Module: Acting and Directing Shakespeare
Essay # 1
Write a scholarly review of a play in the current RSC repertoire
that sets the acting and/or directing in the context of other productions.

          There is no such thing as a definitive production of a Shakespearean play.   Each is evaluated in the context of the productions that have gone before it; yet each performance can only succeed or fail in its own context  its time and place, director and cast.  Shakespeare's Henry IV Part One has always been one of his most popular plays.  It was initially printed in at least two quarto editions within a few months of each other; one, as Stanley Wells put it "read almost out of existence" .  These were followed by at least six additional quartos as well as its publication in the First Folio.  It was among a "small but perennial cluster of Shakespeare's plays still on the boards when the theatres had closed in 1642" and was among "the most frequently revived of all pre-war plays."   After the Restoration in 1660 it was included in the repertory of the King's Company and continued in to be well-received.  Samuel Pepys' diary entries recorded his attendance at no less than four performances of Henry IV over the period of 1660-1668.   Although
2Henry IV
has not been as popular as its predecessor over the years, it, too, is performed frequently, often in conjunction with Part One, and both plays have maintained their prominence to the present day.
The Royal Shakespeare Company's current Henry IV, Parts One and Two which opened in August 2007 at the Courtyard Theatre is the most recent production of these perennial favorites.   Presented as separate and independent plays, Part One directed by Michael Boyd and Part Two by Richard Twyman, they were nonetheless united by their position at the center of the second tetrology of the RSC's Histories Cycle (framed by Richard II and Henry V) and by their performance by a single company of actors, with a continuing cast. Their connection was reinforced by a unified costume design by Emma Williams as well as by Tom Piper's unit set design (used for Richard II as well).  The RSC enhanced this connection by creating for both Henry IVs a single program, rather than the individual programs printed for the other plays in the series.  This choice to perform the plays as separate productions, but treat them stylistically, in casting, design and marketing as a single unit created for the audience a sense of continuity, of one story told in two parts rather than two separate and distinct plays.

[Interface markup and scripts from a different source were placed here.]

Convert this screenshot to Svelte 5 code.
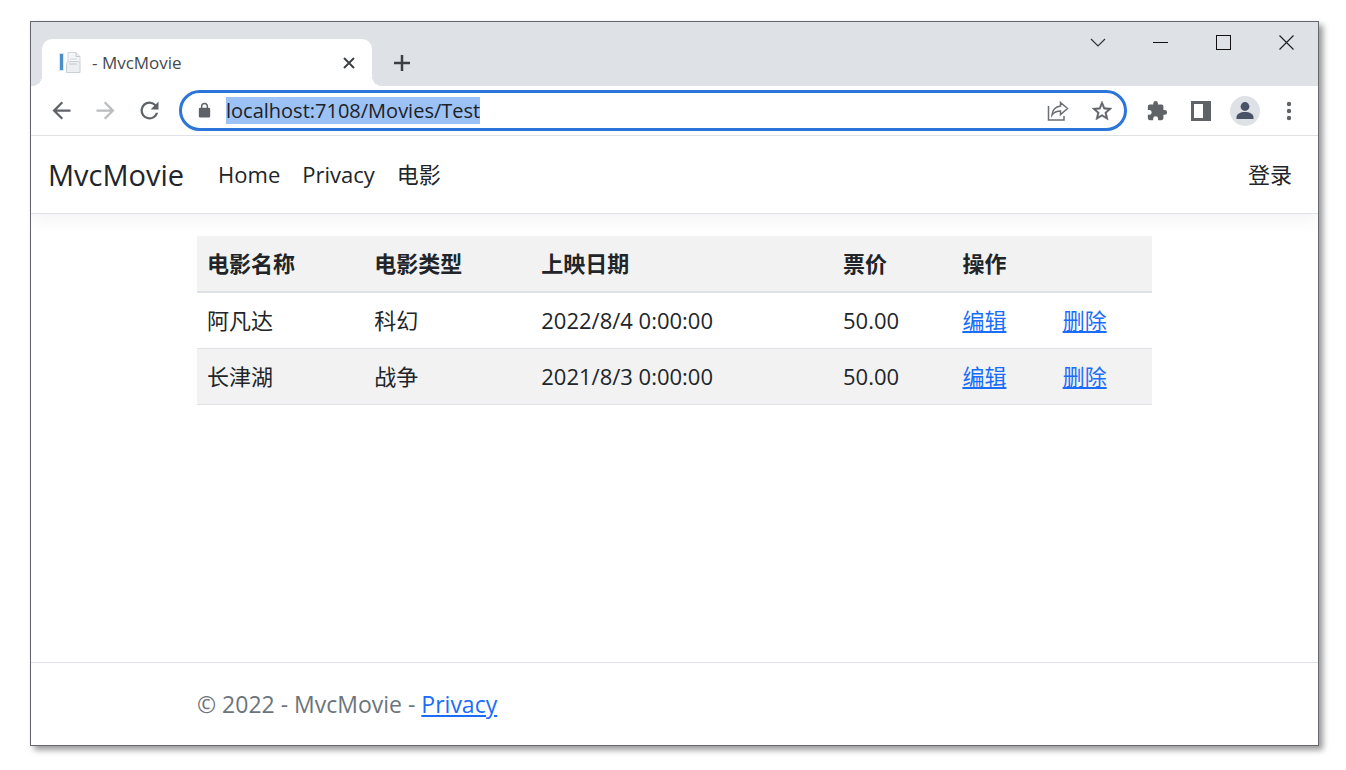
<script>
  import { onMount } from 'svelte';

  let address = $state('localhost:7108/Movies/Test');
  let addressBox;

  const links = ['Home', 'Privacy', '电影'];
  const movies = [
    { title: '阿凡达', genre: '科幻', released: '2022/8/4 0:00:00', price: '50.00' },
    { title: '长津湖', genre: '战争', released: '2021/8/3 0:00:00', price: '50.00' }
  ];

  onMount(() => {
    addressBox.focus();
    addressBox.select();
  });
</script>

<div class="desktop">
  <div class="window">
    <div class="titlebar">
      <div class="tab">
        <svg class="favicon" width="24" height="24" viewBox="0 0 24 24" aria-hidden="true">
          <rect x="1" y="2" width="5" height="18" fill="#d6e6f2" />
          <rect x="2" y="3" width="3" height="16" fill="#4a8fc7" />
          <path d="M10 1.5h8l4 4v7h-12z" fill="#f3f5f6" stroke="#d3d7da" />
          <path d="M18 1.5v4h4" fill="none" stroke="#c3c8cc" />
          <path d="M12 8h7M12 10.500h6" stroke="#d0d4d7" />
          <path d="M8.500 12.500l2-2h10l1.500 2v9h-13.500z" fill="#eceff1" stroke="#c9ced2" />
          <path d="M11 13h8" stroke="#c3c8cc" />
        </svg>
        <span class="tab-title">- MvcMovie</span>
        <button aria-label="Close tab">
          <svg width="14" height="14" viewBox="0 0 14 14"><path d="M2 2l10 10M12 2L2 12" fill="none" stroke="#3f4246" stroke-width="2" /></svg>
        </button>
      </div>
      <button class="new-tab" aria-label="New tab">
        <svg width="18" height="18" viewBox="0 0 18 18"><path d="M9 1v16M1 9h16" stroke="#3c4043" stroke-width="2.500" /></svg>
      </button>
      <div class="caption">
        <button aria-label="Search tabs">
          <svg width="16" height="16" viewBox="0 0 16 16"><path d="M1 4l7 7 7-7" fill="none" stroke="#333" stroke-width="1.200" /></svg>
        </button>
        <button aria-label="Minimize">
          <svg width="16" height="16" viewBox="0 0 16 16"><path d="M0 7.500h15" stroke="#111" /></svg>
        </button>
        <button aria-label="Maximize">
          <svg width="16" height="16" viewBox="0 0 16 16"><rect x=".5" y=".5" width="14" height="14" fill="none" stroke="#111" /></svg>
        </button>
        <button aria-label="Close">
          <svg width="16" height="16" viewBox="0 0 16 16"><path d="M.5 .5l14 14M14.500 .5l-14 14" stroke="#222" stroke-width="1.200" /></svg>
        </button>
      </div>
    </div>

    <div class="toolbar">
      <button class="tool" aria-label="Back">
        <svg width="27" height="27" viewBox="0 0 24 24"><path d="M20 11H7.830l5.590-5.590L12 4l-8 8 8 8 1.410-1.410L7.830 13H20z" fill="#5f6368" /></svg>
      </button>
      <button class="tool" aria-label="Forward">
        <svg width="27" height="27" viewBox="0 0 24 24"><path d="M12 4l-1.410 1.410L16.170 11H4v2h12.170l-5.580 5.590L12 20l8-8z" fill="#babcbe" /></svg>
      </button>
      <button class="tool" aria-label="Reload">
        <svg width="27" height="27" viewBox="0 0 24 24"><path d="M17.650 6.350A7.960 7.960 0 0 0 12 4a8 8 0 1 0 7.730 10h-2.080A6 6 0 1 1 12 6c1.660 0 3.140.690 4.220 1.780L13 11h7V4z" fill="#5f6368" /></svg>
      </button>
      <form class="omnibox" onsubmit={(e) => e.preventDefault()}>
        <button class="tool" type="button" aria-label="Site information">
          <svg width="17" height="17" viewBox="0 0 24 24"><path d="M18 8h-1V6A5 5 0 0 0 7 6v2H6a2 2 0 0 0-2 2v10a2 2 0 0 0 2 2h12a2 2 0 0 0 2-2V10a2 2 0 0 0-2-2zM9 6a3 3 0 0 1 6 0v2H9z" fill="#5f6368" /></svg>
        </button>
        <input type="text" aria-label="Address" bind:value={address} bind:this={addressBox} spellcheck="false" />
        <div class="page-actions">
          <button class="tool" type="button" aria-label="Share this page">
            <svg width="24" height="24" viewBox="0 0 24 24"><path d="M2.500 7v14h15.500v-4M14.500 3.500l7 6-7 6v-3.500c-4 0-6.500 1.300-8.500 4 .5-5 3.500-8.300 8.500-9z" fill="none" stroke="#6b6e72" stroke-width="1.500" /></svg>
          </button>
          <button class="tool" type="button" aria-label="Bookmark this tab">
            <svg width="24" height="24" viewBox="0 0 24 24"><path d="M22 9.240l-7.190-.620L12 2 9.190 8.630 2 9.240l5.460 4.730L5.820 21 12 17.270 18.180 21l-1.630-7.030zM12 15.400l-3.760 2.270 1-4.280-3.320-2.880 4.380-.380L12 6.100l1.710 4.040 4.380.380-3.320 2.880 1 4.280z" fill="#5f6368" stroke="#5f6368" stroke-width=".4" /></svg>
          </button>
        </div>
      </form>
      <button class="tool" aria-label="Extensions">
        <svg width="22" height="22" viewBox="0 0 24 24"><path d="M20.500 11H19V7a2 2 0 0 0-2-2h-4V3.500a2.500 2.500 0 0 0-5 0V5H4a2 2 0 0 0-2 2v3.800h1.500a2.700 2.700 0 0 1 0 5.400H2V20a2 2 0 0 0 2 2h3.800v-1.500a2.700 2.700 0 0 1 5.400 0V22H17a2 2 0 0 0 2-2v-4h1.500a2.500 2.500 0 0 0 0-5z" fill="#5f6368" /></svg>
      </button>
      <button class="tool" aria-label="Side panel">
        <svg width="20" height="20" viewBox="0 0 20 20"><path d="M0 0h20v20H0zM3 3v14h9V3z" fill="#5f6368" fill-rule="evenodd" /></svg>
      </button>
      <button class="tool" aria-label="Profile">
        <svg width="30" height="30" viewBox="0 0 30 30"><circle cx="15" cy="15" r="15" fill="#dee1e6" /><circle cx="15" cy="10.500" r="4.400" fill="#4a5268" /><path d="M6.500 23v-2c0-3 4-5 8.500-5s8.500 2 8.500 5v2z" fill="#4a5268" /></svg>
      </button>
      <button class="tool" aria-label="Menu">
        <svg width="20" height="20" viewBox="0 0 20 20" fill="#5f6368"><circle cx="10" cy="3" r="2.200" /><circle cx="10" cy="10" r="2.200" /><circle cx="10" cy="17" r="2.200" /></svg>
      </button>
    </div>

    <div class="page">
      <nav>
        <a class="brand" href="#home">MvcMovie</a>
        {#each links as link}
          <a href="#{link}">{link}</a>
        {/each}
        <a class="login" href="#login">登录</a>
      </nav>

      <main class="container">
        <table>
          <colgroup>
            <col style:width="17.5%" />
            <col style:width="17.5%" />
            <col style:width="31.6%" />
            <col style:width="12.5%" />
            <col style:width="10.5%" />
            <col />
          </colgroup>
          <thead>
            <tr><th>电影名称</th><th>电影类型</th><th>上映日期</th><th>票价</th><th colspan="2">操作</th></tr>
          </thead>
          <tbody>
            {#each movies as movie}
              <tr>
                <td>{movie.title}</td>
                <td>{movie.genre}</td>
                <td>{movie.released}</td>
                <td>{movie.price}</td>
                <td><a href="#edit">编辑</a></td>
                <td><a href="#delete">删除</a></td>
              </tr>
            {/each}
          </tbody>
        </table>
      </main>

      <footer>
        <div class="container">© 2022 - MvcMovie - <a href="#privacy">Privacy</a></div>
      </footer>
    </div>
  </div>
</div>

<style>
  :global(body) {
    margin: 0;
    background: #fff;
  }

  .desktop {
    display: flex;
    box-sizing: border-box;
    min-height: 100vh;
    padding: 21px 27px 24px 30px;
    font-family: 'Open Sans', 'Noto Sans CJK SC', sans-serif;
    color: #212529;
  }

  .window {
    flex: 1;
    min-width: 0;
    display: flex;
    flex-direction: column;
    border: 1px solid #63666a;
    background: #fff;
    box-shadow: 4px 4px 6px rgba(0, 0, 0, 0.4);
  }

  button {
    display: flex;
    align-items: center;
    justify-content: center;
    flex: none;
    padding: 0;
    border: 0;
    background: none;
  }

  svg {
    display: block;
    flex: none;
  }

  .titlebar {
    display: flex;
    align-items: flex-end;
    height: 64px;
    padding-left: 11px;
    background: #dee1e6;
  }

  .tab {
    position: relative;
    display: flex;
    align-items: center;
    box-sizing: border-box;
    flex: 0 1 330px;
    height: 47px;
    padding: 0 16px;
    border-radius: 10px 10px 0 0;
    background: #fff;
  }

  .tab::before,
  .tab::after {
    content: '';
    position: absolute;
    bottom: 0;
    width: 10px;
    height: 10px;
  }

  .tab::before {
    right: 100%;
    background: radial-gradient(circle at 0 0, transparent 10px, #fff 10px);
  }

  .tab::after {
    left: 100%;
    background: radial-gradient(circle at 100% 0, transparent 10px, #fff 10px);
  }

  .tab-title {
    flex: 1;
    padding-left: 10px;
    font-size: 17px;
    line-height: 24px;
    color: #45494d;
  }

  .new-tab {
    width: 60px;
    height: 47px;
  }

  .caption {
    display: flex;
    align-self: flex-start;
    margin-left: auto;
  }

  .caption button {
    width: 63px;
    height: 42px;
  }

  .toolbar {
    display: flex;
    align-items: center;
    gap: 16px;
    height: 49px;
    padding: 0 15px 0 16px;
    border-bottom: 1px solid #dfe1e5;
  }

  .tool {
    width: 28px;
    height: 30px;
  }

  .omnibox {
    flex: 1;
    min-width: 0;
    display: flex;
    align-items: center;
    box-sizing: border-box;
    gap: 8px;
    height: 41px;
    padding: 0 8px;
    border: 3px solid #2b75db;
    border-radius: 21px;
  }

  input {
    flex: 1;
    min-width: 0;
    padding: 0;
    border: 0;
    outline: 0;
    background: none;
    font: 20px 'Open Sans', sans-serif;
    color: #202124;
  }

  input::selection {
    background: #9cc1f5;
    color: #202124;
  }

  .page-actions {
    display: flex;
    gap: 16px;
  }

  .page {
    flex: 1;
    display: flex;
    flex-direction: column;
    overflow: hidden;
    font-size: 22px;
    line-height: 33px;
  }

  nav {
    display: flex;
    align-items: center;
    gap: 22px;
    height: 77px;
    padding: 0 26px 0 17px;
    border-bottom: 1px solid #dee2e6;
    box-shadow: 0 6px 18px rgba(0, 0, 0, 0.05);
  }

  nav a {
    color: #212529;
    text-decoration: none;
  }

  nav .brand {
    margin-right: 12px;
    font-size: 29px;
  }

  .login {
    margin-left: auto;
  }

  .container {
    box-sizing: border-box;
    width: 100%;
    max-width: 955px;
    margin: 0 auto;
  }

  main {
    flex: 1;
    padding-top: 22px;
  }

  table {
    width: 100%;
    table-layout: fixed;
    border-collapse: collapse;
  }

  th,
  td {
    padding: 11px 10px;
    border-bottom: 1px solid #dee2e6;
    text-align: left;
  }

  th {
    border-bottom-width: 2px;
    background: #f2f2f2;
  }

  tbody tr:nth-child(even) {
    background: #f2f2f2;
  }

  td a,
  footer a {
    color: #1a6dfa;
  }

  footer {
    padding: 25px 0 24px;
    border-top: 1px solid #dee2e6;
    font-size: 23px;
    color: #6c757d;
  }
</style>
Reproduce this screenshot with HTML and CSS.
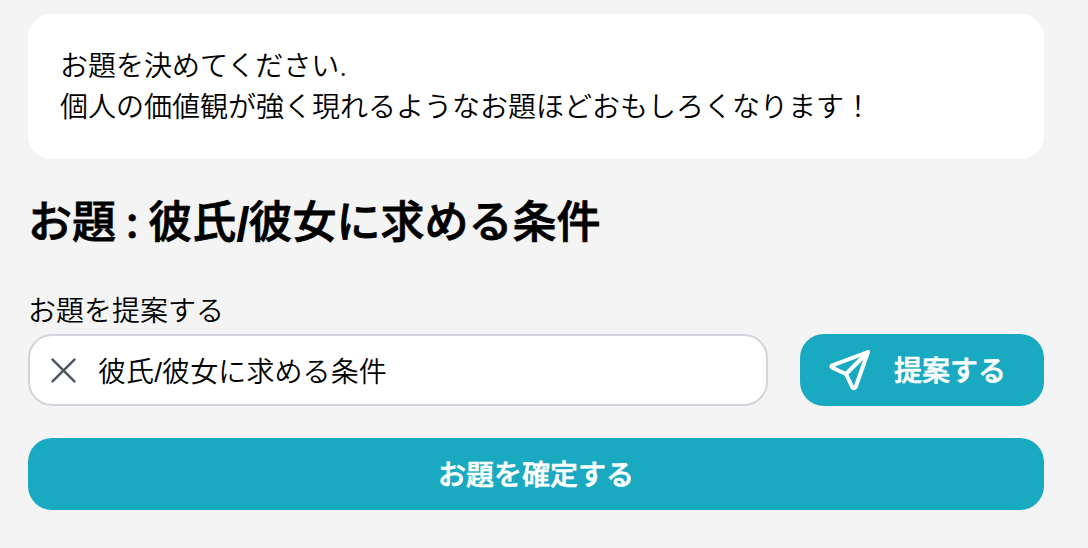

          Whether these two plays should be approached as separate and individual entities or as two parts of whole is an intriguing question. Although both parts of Henry IV were written and originally performed as two separate plays, there was apparently little or no delay between the writing of parts one and two.  Part One was entered into the Stationer's Register in 1598 and published in quarto as The History of Henrie the Fourth in the same year.  The first quarto of Part Two, published in 1600 under the name of The Second Part of Henry IV, referred to it as "Sundryie times publikely acted"  indicating its presence in an acting version well before that date.  There is little doubt that Shakespeare intended Part Two to be a continuation of the Part One  essentially, one play in ten acts.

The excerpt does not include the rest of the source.